■ Do this
Images are not part of the copy; write out the rest of the data exactly as given.

====================

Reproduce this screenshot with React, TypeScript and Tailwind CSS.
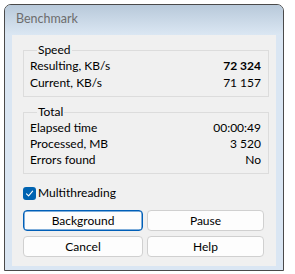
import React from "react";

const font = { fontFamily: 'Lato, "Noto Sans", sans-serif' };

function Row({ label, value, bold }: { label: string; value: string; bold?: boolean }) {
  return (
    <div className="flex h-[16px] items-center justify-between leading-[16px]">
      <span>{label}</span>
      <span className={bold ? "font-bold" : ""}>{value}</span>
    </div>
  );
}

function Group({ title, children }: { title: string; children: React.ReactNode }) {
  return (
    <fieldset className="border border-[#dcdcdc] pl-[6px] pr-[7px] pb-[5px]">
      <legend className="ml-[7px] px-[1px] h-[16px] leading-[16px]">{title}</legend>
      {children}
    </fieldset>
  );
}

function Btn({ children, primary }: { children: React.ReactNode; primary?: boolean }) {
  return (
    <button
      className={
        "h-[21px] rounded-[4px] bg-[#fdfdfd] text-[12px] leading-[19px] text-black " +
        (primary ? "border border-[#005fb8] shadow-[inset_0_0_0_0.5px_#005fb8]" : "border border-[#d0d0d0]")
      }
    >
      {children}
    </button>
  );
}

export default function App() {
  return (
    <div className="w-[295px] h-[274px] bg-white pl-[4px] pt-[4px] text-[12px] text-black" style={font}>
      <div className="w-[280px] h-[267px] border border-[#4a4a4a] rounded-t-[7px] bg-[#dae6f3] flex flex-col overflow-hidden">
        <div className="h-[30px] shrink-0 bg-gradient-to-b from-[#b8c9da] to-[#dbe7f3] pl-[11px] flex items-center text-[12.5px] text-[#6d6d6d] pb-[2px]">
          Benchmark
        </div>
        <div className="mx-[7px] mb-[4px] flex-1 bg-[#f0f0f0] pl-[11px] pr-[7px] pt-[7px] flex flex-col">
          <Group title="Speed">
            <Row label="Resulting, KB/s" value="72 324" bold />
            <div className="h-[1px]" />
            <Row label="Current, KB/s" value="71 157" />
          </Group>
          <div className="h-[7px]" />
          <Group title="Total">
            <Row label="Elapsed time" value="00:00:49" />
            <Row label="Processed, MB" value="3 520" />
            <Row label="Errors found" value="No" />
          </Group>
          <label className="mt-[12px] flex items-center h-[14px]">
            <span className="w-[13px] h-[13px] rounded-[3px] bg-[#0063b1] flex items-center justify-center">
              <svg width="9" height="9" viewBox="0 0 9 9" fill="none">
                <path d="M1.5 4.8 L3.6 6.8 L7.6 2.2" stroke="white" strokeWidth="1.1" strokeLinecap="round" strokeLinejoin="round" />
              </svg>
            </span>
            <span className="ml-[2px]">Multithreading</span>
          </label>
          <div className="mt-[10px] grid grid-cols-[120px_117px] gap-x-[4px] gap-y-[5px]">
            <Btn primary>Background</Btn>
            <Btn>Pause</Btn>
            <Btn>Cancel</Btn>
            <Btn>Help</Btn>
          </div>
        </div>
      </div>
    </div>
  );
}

====================

■ Solution to this task
Reproduce this screenshot with React, TypeScript and Tailwind CSS.
import React from "react";

const font = { fontFamily: 'Lato, "Noto Sans", sans-serif' };

function Row({ label, value, bold }: { label: string; value: string; bold?: boolean }) {
  return (
    <div className="flex h-[16px] items-center justify-between leading-[16px]">
      <span>{label}</span>
      <span className={bold ? "font-bold" : ""}>{value}</span>
    </div>
  );
}

function Group({ title, children }: { title: string; children: React.ReactNode }) {
  return (
    <fieldset className="border border-[#dcdcdc] pl-[6px] pr-[7px] pb-[5px]">
      <legend className="ml-[7px] px-[1px] h-[16px] leading-[16px]">{title}</legend>
      {children}
    </fieldset>
  );
}

function Btn({ children, primary }: { children: React.ReactNode; primary?: boolean }) {
  return (
    <button
      className={
        "h-[21px] rounded-[4px] bg-[#fdfdfd] text-[12px] leading-[19px] text-black " +
        (primary ? "border border-[#005fb8] shadow-[inset_0_0_0_0.5px_#005fb8]" : "border border-[#d0d0d0]")
      }
    >
      {children}
    </button>
  );
}

export default function App() {
  return (
    <div className="w-[295px] h-[274px] bg-white pl-[4px] pt-[4px] text-[12px] text-black" style={font}>
      <div className="w-[280px] h-[267px] border border-[#4a4a4a] rounded-t-[7px] bg-[#dae6f3] flex flex-col overflow-hidden">
        <div className="h-[30px] shrink-0 bg-gradient-to-b from-[#b8c9da] to-[#dbe7f3] pl-[11px] flex items-center text-[12.5px] text-[#6d6d6d] pb-[2px]">
          Benchmark
        </div>
        <div className="mx-[7px] mb-[4px] flex-1 bg-[#f0f0f0] pl-[11px] pr-[7px] pt-[7px] flex flex-col">
          <Group title="Speed">
            <Row label="Resulting, KB/s" value="72 324" bold />
            <div className="h-[1px]" />
            <Row label="Current, KB/s" value="71 157" />
          </Group>
          <div className="h-[7px]" />
          <Group title="Total">
            <Row label="Elapsed time" value="00:00:49" />
            <Row label="Processed, MB" value="3 520" />
            <Row label="Errors found" value="No" />
          </Group>
          <label className="mt-[12px] flex items-center h-[14px]">
            <span className="w-[13px] h-[13px] rounded-[3px] bg-[#0063b1] flex items-center justify-center">
              <svg width="9" height="9" viewBox="0 0 9 9" fill="none">
                <path d="M1.5 4.8 L3.6 6.8 L7.6 2.2" stroke="white" strokeWidth="1.1" strokeLinecap="round" strokeLinejoin="round" />
              </svg>
            </span>
            <span className="ml-[2px]">Multithreading</span>
          </label>
          <div className="mt-[10px] grid grid-cols-[120px_117px] gap-x-[4px] gap-y-[5px]">
            <Btn primary>Background</Btn>
            <Btn>Pause</Btn>
            <Btn>Cancel</Btn>
            <Btn>Help</Btn>
          </div>
        </div>
      </div>
    </div>
  );
}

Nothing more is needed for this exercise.